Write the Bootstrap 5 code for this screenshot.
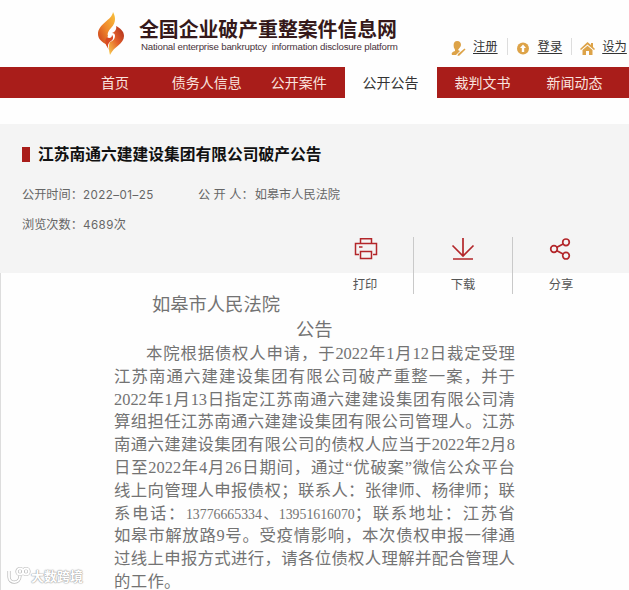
<!DOCTYPE html>
<html lang="zh-CN">
<head>
    <meta charset="UTF-8">
    <meta name="viewport" content="width=device-width, initial-scale=1.0">
    <title>全国企业破产重整案件信息网</title>
    <link href="https://cdn.jsdelivr.net/npm/bootstrap@5.3.0/dist/css/bootstrap.min.css" rel="stylesheet">
    <style>
        body {
            font-family: "Noto Sans CJK SC", sans-serif;
            width: 629px;
            height: 590px;
            overflow: hidden;
            background: #fefefe;
        }
        .site-header { height: 67px; padding-left: 96px; overflow: hidden; }
        .site-logo { width: 30px; height: 45px; margin-top: 11px; }
        .site-name { width: 260px; margin: 17px 0 0 13px; color: #35191a; }
        .site-name h1 { font-size: 19.9px; line-height: 24px; letter-spacing: -.05px; }
        .site-name p {
            font: 9.7px/12px "Liberation Sans", sans-serif;
            letter-spacing: -.19px;
            color: #49333b;
            padding-left: 2px;
            white-space: pre;
        }
        .user-links { margin: 36px 0 0 52px; font-size: 12.3px; line-height: 20px; }
        .user-links a { color: #333; text-underline-offset: 2px; }
        .user-links svg { width: 15px; height: 15px; margin: 5px 7px 0 0; }
        .user-links .split { border-left: 1px solid #ddd; height: 17px; margin: 2px 8px 0 9px; }

        .main-nav { height: 31px; background: #a91d1a; padding-left: 69px; }
        .main-nav .nav-link {
            width: 91.9px;
            height: 31px;
            line-height: 31px;
            font-size: 14px;
            color: #f9e3df;
        }
        .main-nav .nav-link.active { background: #fefefe; color: #333; }

        .notice-head { height: 149px; margin-top: 26px; padding: 18px 0 0 22px; background: #f4f4f4; }
        .notice-head h2 { font-size: 15.75px; line-height: 24px; color: #111; }
        .title-bar { width: 8px; height: 15px; margin-right: 8px; background: #a91d1a; }
        .meta { font-size: 12.2px; line-height: 20px; color: #666; font-family: Inter, "Noto Sans CJK SC", sans-serif; }
        .meta .cell { width: 176px; }
        .meta .num { font-size: 11.6px; letter-spacing: .45px; }
        .meta-first { margin-top: 19px; }
        .meta-second { margin-top: 10px; }

        .notice-main { height: 317px; border-left: 1px solid #ddd; }
        .tools { margin: -36px 0 0 316px; height: 57px; }
        .tools .tool { width: 96px; font-size: 12.3px; color: #555; line-height: 18px; }
        .tools .tool-mid { width: 100px; border: solid #c9c9c9; border-width: 0 1px; }
        .tools svg { width: 26px; height: 24px; margin-bottom: 14px; }

        .notice-body {
            width: 401px;
            margin: -1px 0 0 113px;
            font-family: "Liberation Serif", "Noto Sans CJK SC", serif;
            font-size: 16.4px;
            line-height: 22.8px;
            color: #737373;
        }
        .notice-body .court { font-size: 18.3px; padding-left: 38px; line-height: 24px; }
        .notice-body .heading { font-size: 18.3px; padding-left: 182px; line-height: 26px; }
        .line { white-space: nowrap; text-align: justify; text-align-last: justify; height: 22.8px; }
        .line.indent { padding-left: 32px; }
        .line.last { text-align-last: left; letter-spacing: .3px; }
        .phone { font-size: 13.8px; }

        .site-stamp { position: absolute; left: 7px; top: 566px; color: #fff; }
        .site-stamp svg { width: 24px; height: 20px; }
        .site-stamp span {
            font-size: 13px;
            line-height: 20px;
            font-weight: 700;
            text-shadow: 0 0 1px #999, 0 0 1px #aaa, 0 0 2px #bbb;
        }
    </style>
</head>
<body>
    <header class="site-header d-flex align-items-start text-nowrap">
        <svg class="site-logo flex-shrink-0" viewBox="0 0 30 45">
            <defs>
                <linearGradient id="flameTop" x1="1" y1="0" x2="0" y2="1">
                    <stop offset="0" stop-color="#f8c33c"/>
                    <stop offset=".5" stop-color="#f08a2c"/>
                    <stop offset="1" stop-color="#c93a1c"/>
                </linearGradient>
                <linearGradient id="flameBottom" x1="1" y1="0" x2="0" y2="1">
                    <stop offset="0" stop-color="#a82a1a"/>
                    <stop offset=".5" stop-color="#e4602a"/>
                    <stop offset="1" stop-color="#f9cf50"/>
                </linearGradient>
            </defs>
            <path d="M17 1C16 9 2 13 2 23c0 5 4 8 9 11-1-4-1-7 1-9-1-2 0-5 3-8 3-3 4-6 4-9 0-3-1-5-2-7z" fill="url(#flameTop)"/>
            <path d="M20 15c4 2 8 5 8 10 0 8-10 10-14 19-1-5-2-9 0-13 3-1 5-3 5-6 0-2-1-3-3-3 3-1 5-4 4-7z" fill="url(#flameBottom)"/>
            <path d="M10 34c-1-3-1-6 1-8 2 2 5 1 5-2 2 2 1 5-1 6-3 2-4 5-2 9z" fill="#d94a22"/>
        </svg>
        <div class="site-name flex-shrink-0">
            <h1 class="fw-bold m-0">全国企业破产重整案件信息网</h1>
            <p class="m-0">National enterprise bankruptcy  information disclosure platform</p>
        </div>
        <div class="user-links d-flex">
            <svg viewBox="0 0 15 15" fill="#dda348"><path d="M6 0c3 0 4 2 4 4S8 7 7 9l2 1-4 4H1c-1-2 0-3 3-4 0-1 0-2-1-3-1-4 0-7 3-7z"/><path d="M13.5 7.5l1 1-6 6-2 .5.5-2z"/></svg>
            <a href="#">注册</a>
            <span class="split"></span>
            <svg viewBox="0 0 15 15"><circle cx="7" cy="7.5" r="6" fill="#dda348"/><path d="M7 3.500l3 3.500H8.200v4H5.800V7H4z" fill="#fff"/></svg>
            <a href="#">登录</a>
            <span class="split"></span>
            <svg viewBox="0 0 15 15" fill="#dda348"><path d="M7.500 1L11 4V2h2v4l2 2-1 1-6.500-5.500L1 9 0 8z"/><path d="M2.500 9l5-4.300 5 4.300v5H9v-4H6v4H2.500z"/></svg>
            <a href="#">设为</a>
        </div>
    </header>

    <nav class="main-nav nav flex-nowrap text-center overflow-hidden">
        <a class="nav-link p-0 flex-shrink-0" href="#">首页</a>
        <a class="nav-link p-0 flex-shrink-0" href="#">债务人信息</a>
        <a class="nav-link p-0 flex-shrink-0" href="#">公开案件</a>
        <a class="nav-link p-0 flex-shrink-0 active" href="#">公开公告</a>
        <a class="nav-link p-0 flex-shrink-0" href="#">裁判文书</a>
        <a class="nav-link p-0 flex-shrink-0" href="#">新闻动态</a>
    </nav>

    <section class="notice-head">
        <div class="d-flex align-items-center">
            <span class="title-bar"></span>
            <h2 class="fw-bold m-0">江苏南通六建建设集团有限公司破产公告</h2>
        </div>
        <div class="meta meta-first d-flex">
            <div class="cell">公开时间&#xff1a;<span class="num">2022–01–25</span></div>
            <div>公 开 人&#xff1a;&#x200a;如皋市人民法院</div>
        </div>
        <div class="meta meta-second">浏览次数&#xff1a;<span class="num">4689</span>次</div>
    </section>

    <main class="notice-main d-flex flex-column">
        <!-- toolbar straddles the grey panel and the white body -->
        <div class="tools d-flex flex-shrink-0 text-center">
            <div class="tool">
                <svg viewBox="0 0 26 24" fill="none" stroke="#b3262a" stroke-width="1.5"><path d="M8.500 6V1.800h11V6M7 17.500H3.500V6.500h21v11H21M8.500 14.500h11v7h-11zM7 10h3.500"/></svg>
                <div>打印</div>
            </div>
            <div class="tool tool-mid">
                <svg viewBox="0 0 26 24" fill="none" stroke="#b3262a" stroke-width="1.7"><path d="M13 1v18M2.500 8.500L13 19 23.500 8.500M3 22h20"/></svg>
                <div>下载</div>
            </div>
            <div class="tool">
                <svg viewBox="0 0 26 24" fill="none" stroke="#b3262a" stroke-width="1.7"><circle cx="6" cy="12" r="3.300"/><circle cx="18" cy="5.300" r="3.300"/><circle cx="18" cy="18.700" r="3.300"/><path d="M8.900 10.300l6.200-3.400M8.900 13.700l6.200 3.400"/></svg>
                <div>分享</div>
            </div>
        </div>

        <article class="notice-body flex-shrink-0">
            <div class="court">如皋市人民法院</div>
            <div class="heading">公告</div>
            <div class="line indent">本院根据债权人申请&#xff0c;于2022年1月12日裁定受理</div>
            <div class="line">江苏南通六建建设集团有限公司破产重整一案&#xff0c;并于</div>
            <div class="line">2022年1月13日指定江苏南通六建建设集团有限公司清</div>
            <div class="line">算组担任江苏南通六建建设集团有限公司管理人。江苏</div>
            <div class="line">南通六建建设集团有限公司的债权人应当于2022年2月8</div>
            <div class="line">日至2022年4月26日期间&#xff0c;通过“优破案”微信公众平台</div>
            <div class="line">线上向管理人申报债权&#xff1b;联系人&#xff1a;张律师、杨律师&#xff1b;联</div>
            <div class="line">系电话&#xff1a;<span class="phone">13776665334、13951616070</span>&#xff1b;联系地址&#xff1a;江苏省</div>
            <div class="line">如皋市解放路9号。受疫情影响&#xff0c;本次债权申报一律通</div>
            <div class="line">过线上申报方式进行&#xff0c;请各位债权人理解并配合管理人</div>
            <div class="line last">的工作。</div>
        </article>
    </main>

    <div class="site-stamp d-flex">
        <svg viewBox="0 0 24 20" fill="none"><g stroke="#bbb" stroke-width="3.200"><path d="M2 5v6c0 7 11 7 11-1"/><circle cx="13" cy="5.500" r="3"/><circle cx="19" cy="5.500" r="3"/></g><g stroke="#fff" stroke-width="1.800"><path d="M2 5v6c0 7 11 7 11-1"/><circle cx="13" cy="5.500" r="3"/><circle cx="19" cy="5.500" r="3"/></g></svg>
        <span>大数跨境</span>
    </div>

    <script src="https://cdn.jsdelivr.net/npm/bootstrap@5.3.0/dist/js/bootstrap.bundle.min.js"></script>
</body>
</html>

**Task**. Write out nothing but the lines from the start of the data through the line with "#ddd; height: 17px;". Leave out the pictures.

**Reply to the task**.
Write the Bootstrap 5 code for this screenshot.
<!DOCTYPE html>
<html lang="zh-CN">
<head>
    <meta charset="UTF-8">
    <meta name="viewport" content="width=device-width, initial-scale=1.0">
    <title>全国企业破产重整案件信息网</title>
    <link href="https://cdn.jsdelivr.net/npm/bootstrap@5.3.0/dist/css/bootstrap.min.css" rel="stylesheet">
    <style>
        body {
            font-family: "Noto Sans CJK SC", sans-serif;
            width: 629px;
            height: 590px;
            overflow: hidden;
            background: #fefefe;
        }
        .site-header { height: 67px; padding-left: 96px; overflow: hidden; }
        .site-logo { width: 30px; height: 45px; margin-top: 11px; }
        .site-name { width: 260px; margin: 17px 0 0 13px; color: #35191a; }
        .site-name h1 { font-size: 19.9px; line-height: 24px; letter-spacing: -.05px; }
        .site-name p {
            font: 9.7px/12px "Liberation Sans", sans-serif;
            letter-spacing: -.19px;
            color: #49333b;
            padding-left: 2px;
            white-space: pre;
        }
        .user-links { margin: 36px 0 0 52px; font-size: 12.3px; line-height: 20px; }
        .user-links a { color: #333; text-underline-offset: 2px; }
        .user-links svg { width: 15px; height: 15px; margin: 5px 7px 0 0; }
        .user-links .split { border-left: 1px solid #ddd; height: 17px; margin: 2px 8px 0 9px; }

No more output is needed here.